Les experts estiment que le bilan de la Banque restera surdimensionné encore pendant un certain temps en raison de sa stratégie de resserrement quantitatif (QT) visant à contenir l’inflation. Cette stratégie consiste à laisser la dette publique arrivant à échéance sortir de son bilan plutôt que de la vendre activement sur le marché.

Les soldes de règlement risquent donc de rester importants à court terme, prédisent les auteurs de l’étude. Environ 140 G$ de dette arriveront à échéance au cours des deux prochaines années, avec un montant supplémentaire d’environ 200 G$ d’ici à 2030, mentionne un des auteurs de l’étude, Steve Amber, professeur d’économie à l’Université du Québec à Montréal (UQAM). Il indique que les obligations dont l’échéance est la plus longue ne viendront pas à échéance avant 2064, ce qui laissera selon lui un bilan d’environ 70 G$ dans les prochaines décennies.

Innovations numériques

Deux changements pourraient contribuer à augmenter la taille du bilan de la Banque à moyen terme, selon les auteurs du rapport. Il s’agit, d’une part, de l’adoption du système de paiement Lynx et du rail en temps réel (RTR), des technologies numériques qui faciliteront les virements électroniques de fonds entre institutions et les paiements rapides. L’autre innovation est l’introduction d’une monnaie numérique de banque centrale (CBDC). La Banque centrale a annoncé en mars dernier un projet de recherche avec le Massachusetts Institute of Technology (MIT) visant à développer une telle monnaie pour le Canada.
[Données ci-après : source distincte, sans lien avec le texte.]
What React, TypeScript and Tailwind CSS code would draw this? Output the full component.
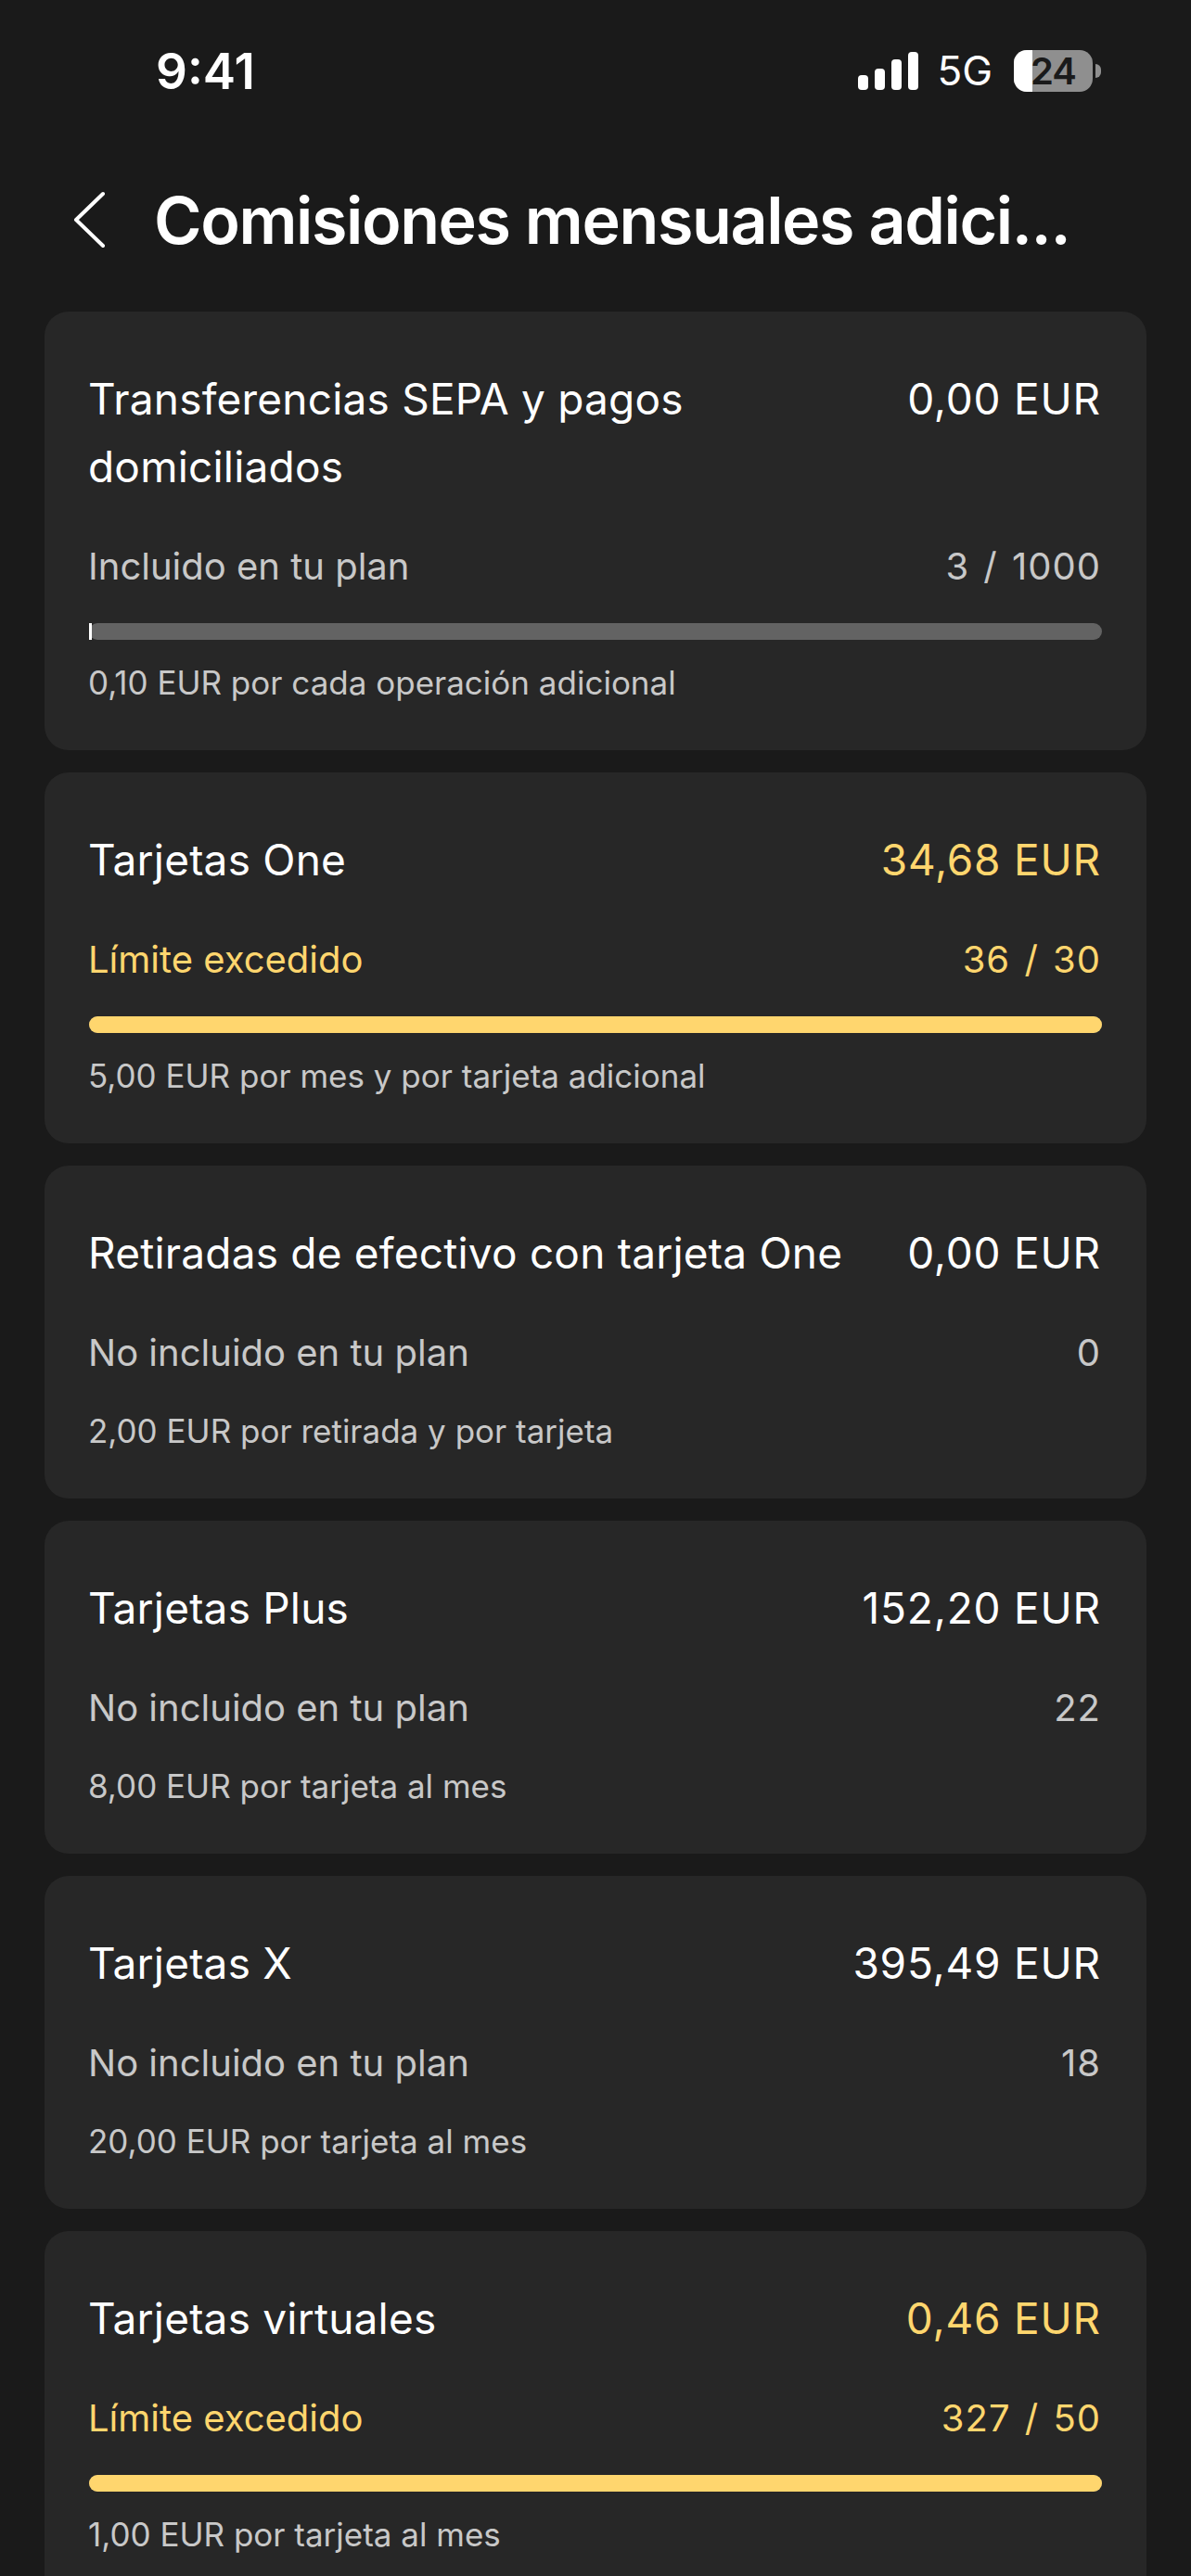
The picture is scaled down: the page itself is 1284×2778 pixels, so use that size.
type Fee = {
  title: string;
  amount: string;
  status: string;
  count: string;
  note: string;
  over?: boolean;
  bar?: "empty" | "full";
};

const fees: Fee[] = [
  { title: "Transferencias SEPA y pagos domiciliados", amount: "0,00 EUR", status: "Incluido en tu plan", count: "3 / 1000", note: "0,10 EUR por cada operación adicional", bar: "empty" },
  { title: "Tarjetas One", amount: "34,68 EUR", status: "Límite excedido", count: "36 / 30", note: "5,00 EUR por mes y por tarjeta adicional", over: true, bar: "full" },
  { title: "Retiradas de efectivo con tarjeta One", amount: "0,00 EUR", status: "No incluido en tu plan", count: "0", note: "2,00 EUR por retirada y por tarjeta" },
  { title: "Tarjetas Plus", amount: "152,20 EUR", status: "No incluido en tu plan", count: "22", note: "8,00 EUR por tarjeta al mes" },
  { title: "Tarjetas X", amount: "395,49 EUR", status: "No incluido en tu plan", count: "18", note: "20,00 EUR por tarjeta al mes" },
  { title: "Tarjetas virtuales", amount: "0,46 EUR", status: "Límite excedido", count: "327 / 50", note: "1,00 EUR por tarjeta al mes", over: true, bar: "full" },
];

function StatusBar() {
  return (
    <div className="flex h-[152px] items-center justify-between pl-[168px] pr-[97px]">
      <span className="pt-[3px] text-[53px] font-semibold text-white">9:41</span>
      <div className="flex items-center">
        <svg width="65" height="41" viewBox="0 0 65 41" fill="white">
          <rect x="0" y="25" width="11" height="16" rx="4" />
          <rect x="18" y="18" width="11" height="23" rx="4" />
          <rect x="36" y="8" width="11" height="33" rx="4" />
          <rect x="54" y="0" width="11" height="41" rx="4" />
        </svg>
        <span className="ml-[20px] text-[44px] leading-none text-white">5G</span>
        <div className="relative ml-[23px] flex h-[45px] w-[85px] items-center justify-center rounded-[14px] bg-[#8f8f8f]">
          <div className="absolute inset-y-0 left-0 w-[20px] rounded-l-[14px] bg-white" />
          <span className="relative text-[40px] font-semibold leading-[45px] tracking-[-1px] text-[#1a1a1a]">24</span>
        </div>
        <div className="ml-[3px] h-[15px] w-[6px] rounded-r-full bg-[#8f8f8f]" />
      </div>
    </div>
  );
}

function FeeCard({ fee }: { fee: Fee }) {
  return (
    <div className="rounded-[26px] bg-[#272727] px-[48px] pt-[58px] pb-[51px]">
      <div className="-ml-px mr-px flex justify-between gap-[60px] text-[46px] leading-[73px]">
        <span className="tracking-[0.2px] text-white">{fee.title}</span>
        <span className={`shrink-0 tracking-[0.8px] ${fee.over ? "text-[#ffd66e]" : "text-white"}`}>{fee.amount}</span>
      </div>
      <div className={`-ml-px mr-px mt-[46px] flex justify-between text-[40px] leading-[50px] ${fee.over ? "text-[#ffd66e]" : "text-[#c8c8c8]"}`}>
        <span>{fee.status}</span>
        <span className="tracking-[1px] [word-spacing:3px]">{fee.count}</span>
      </div>
      {fee.bar && (
        <div className="mt-[36px] h-[18px] rounded-[9px] bg-[#636363]">
          <div className={fee.bar === "full" ? "h-full w-full rounded-[9px] bg-[#ffd66e]" : "h-full w-[3px] bg-white"} />
        </div>
      )}
      <p className={`-ml-px text-[35px] leading-[44px] text-[#c8c8c8] ${fee.bar ? "mt-[24px]" : "mt-[37px]"}`}>{fee.note}</p>
    </div>
  );
}

export default function App() {
  return (
    <div className="h-[2778px] overflow-hidden bg-[#1a1a1a] font-['Inter',sans-serif]">
      <StatusBar />
      <div className="flex h-[184px] items-center pb-[14px] pl-[78px]">
        <svg width="36" height="62" viewBox="0 0 36 62" fill="none" stroke="white" strokeWidth="4" strokeLinecap="round" strokeLinejoin="round">
          <polyline points="33,3 4,31 33,59" />
        </svg>
        <h1 className="ml-[52px] whitespace-nowrap text-[70px] font-semibold tracking-[-1.4px] text-white">Comisiones mensuales adici...</h1>
      </div>
      <div className="flex flex-col gap-[24px] px-[48px]">
        {fees.map((fee) => (
          <FeeCard key={fee.title} fee={fee} />
        ))}
      </div>
    </div>
  );
}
Des solutions pour réduire les risques

Plusieurs solutions pourraient permettre de minimiser les risques de détenir un bilan important, selon les auteurs. « Tout d’abord, détenir un bilan plus important signifie jouer un rôle plus significatif sur le marché de la dette du gouvernement du Canada et potentiellement affecter les taux de rendement qui influencent les autres taux d’intérêt du marché », dit Jeremy M. Kronick, directeur, Recherche sur les services monétaires et financiers, à l’Institut C.D. Howe.

« Deuxièmement, une stratégie de détention de QT invoque des préoccupations d’indépendance si les raisons de son utilisation sont liées au fait que la vente d’obligations à perte augmenterait les dépenses sur l’état des opérations du gouvernement du Canada, ce qui pourrait déclencher le besoin de plus de dette. »

L’accord d’indemnisation signé par la Banque du Canada et le gouvernement au début de 2020 protège la Banque d’une position de capitaux propres négatifs en raison de pertes d’évaluation sur les obligations, estiment les experts.

Il ne s’applique toutefois pas aux pertes opérationnelles de la Banque résultant de la forte hausse du taux d’intérêt directeur. « Ces pertes risquent de laisser la Banque dans une situation de capitaux propres négatifs », signale Jeremy M. Kronick.

Les auteurs recommandent une modification de la Loi sur la Banque du Canada pour permettre à la Banque de créer un actif reporté afin de couvrir les pertes opérationnelles et pour l’aider à communiquer de façon crédible sa stratégie actuelle de QT.